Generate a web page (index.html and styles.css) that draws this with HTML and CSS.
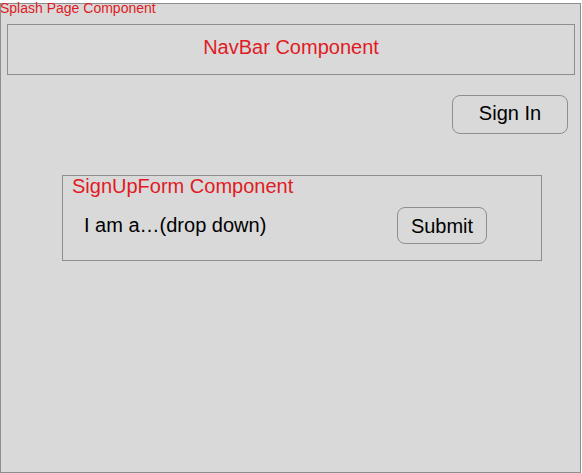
FILE: index.html
```html
<!DOCTYPE html>
<html>
<head>
<meta charset="utf-8">
<link rel="stylesheet" href="styles.css">
</head>
<body>
<div class="splash">
  <span class="splash-label">Splash Page Component</span>
  <div class="navbar">NavBar Component</div>
  <div class="actions"><button class="btn btn-signin">Sign In</button></div>
  <div class="signup">
    <div class="signup-title">SignUpForm Component</div>
    <div class="signup-row">
      <span class="dropdown">I am a…(drop down)</span>
      <button class="btn btn-submit">Submit</button>
    </div>
  </div>
</div>
</body>
</html>
```
FILE: styles.css
```css
html, body {
  margin: 0;
  padding: 0;
  background: #ffffff;
}
body {
  font-family: "Liberation Sans", Arial, sans-serif;
  width: 582px;
  height: 473px;
  overflow: hidden;
}
.splash {
  position: relative;
  box-sizing: border-box;
  width: 581px;
  height: 470px;
  margin-top: 3px;
  border: 1px solid #8e8e8e;
  background: #d9d9d9;
  padding: 20px 5px 0 6px;
  display: flex;
  flex-direction: column;
}
.splash-label {
  position: absolute;
  left: -1px;
  top: -4px;
  color: #e01b24;
  font-size: 14px;
  line-height: 16px;
}
.navbar {
  box-sizing: border-box;
  width: 568px;
  height: 51px;
  border: 1px solid #8e8e8e;
  color: #e01b24;
  font-size: 20px;
  display: flex;
  align-items: center;
  justify-content: center;
  padding-bottom: 5px;
}
.actions {
  display: flex;
  justify-content: flex-end;
  margin-top: 20px;
  padding-right: 7px;
}
.btn {
  box-sizing: border-box;
  border: 1px solid #8e8e8e;
  border-radius: 8px;
  background: #d9d9d9;
  font-family: "Liberation Sans", Arial, sans-serif;
  color: #000;
  padding: 0;
}
.btn-signin {
  width: 116px;
  height: 39px;
  font-size: 20px;
  padding-bottom: 3px;
}
.signup {
  box-sizing: border-box;
  width: 480px;
  height: 86px;
  margin-top: 41px;
  margin-left: 55px;
  border: 1px solid #8e8e8e;
  padding: 0 0 0 9px;
}
.signup-title {
  color: #e01b24;
  font-size: 20px;
  line-height: 21px;
}
.signup-row {
  display: flex;
  align-items: center;
  margin-top: 10px;
  padding-left: 12px;
}
.dropdown {
  font-size: 20px;
  width: 313px;
  padding-bottom: 1px;
}
.btn-submit {
  width: 90px;
  height: 37px;
  font-size: 20px;
  padding-top: 1px;
}
```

__REQUIREMENT__. Copy the whole listing above word for word but do not carry over the pictures.

__COMPLETED TASK__.
Generate a web page (index.html and styles.css) that draws this with HTML and CSS.
FILE: index.html
```html
<!DOCTYPE html>
<html>
<head>
<meta charset="utf-8">
<link rel="stylesheet" href="styles.css">
</head>
<body>
<div class="splash">
  <span class="splash-label">Splash Page Component</span>
  <div class="navbar">NavBar Component</div>
  <div class="actions"><button class="btn btn-signin">Sign In</button></div>
  <div class="signup">
    <div class="signup-title">SignUpForm Component</div>
    <div class="signup-row">
      <span class="dropdown">I am a…(drop down)</span>
      <button class="btn btn-submit">Submit</button>
    </div>
  </div>
</div>
</body>
</html>
```
FILE: styles.css
```css
html, body {
  margin: 0;
  padding: 0;
  background: #ffffff;
}
body {
  font-family: "Liberation Sans", Arial, sans-serif;
  width: 582px;
  height: 473px;
  overflow: hidden;
}
.splash {
  position: relative;
  box-sizing: border-box;
  width: 581px;
  height: 470px;
  margin-top: 3px;
  border: 1px solid #8e8e8e;
  background: #d9d9d9;
  padding: 20px 5px 0 6px;
  display: flex;
  flex-direction: column;
}
.splash-label {
  position: absolute;
  left: -1px;
  top: -4px;
  color: #e01b24;
  font-size: 14px;
  line-height: 16px;
}
.navbar {
  box-sizing: border-box;
  width: 568px;
  height: 51px;
  border: 1px solid #8e8e8e;
  color: #e01b24;
  font-size: 20px;
  display: flex;
  align-items: center;
  justify-content: center;
  padding-bottom: 5px;
}
.actions {
  display: flex;
  justify-content: flex-end;
  margin-top: 20px;
  padding-right: 7px;
}
.btn {
  box-sizing: border-box;
  border: 1px solid #8e8e8e;
  border-radius: 8px;
  background: #d9d9d9;
  font-family: "Liberation Sans", Arial, sans-serif;
  color: #000;
  padding: 0;
}
.btn-signin {
  width: 116px;
  height: 39px;
  font-size: 20px;
  padding-bottom: 3px;
}
.signup {
  box-sizing: border-box;
  width: 480px;
  height: 86px;
  margin-top: 41px;
  margin-left: 55px;
  border: 1px solid #8e8e8e;
  padding: 0 0 0 9px;
}
.signup-title {
  color: #e01b24;
  font-size: 20px;
  line-height: 21px;
}
.signup-row {
  display: flex;
  align-items: center;
  margin-top: 10px;
  padding-left: 12px;
}
.dropdown {
  font-size: 20px;
  width: 313px;
  padding-bottom: 1px;
}
.btn-submit {
  width: 90px;
  height: 37px;
  font-size: 20px;
  padding-top: 1px;
}
```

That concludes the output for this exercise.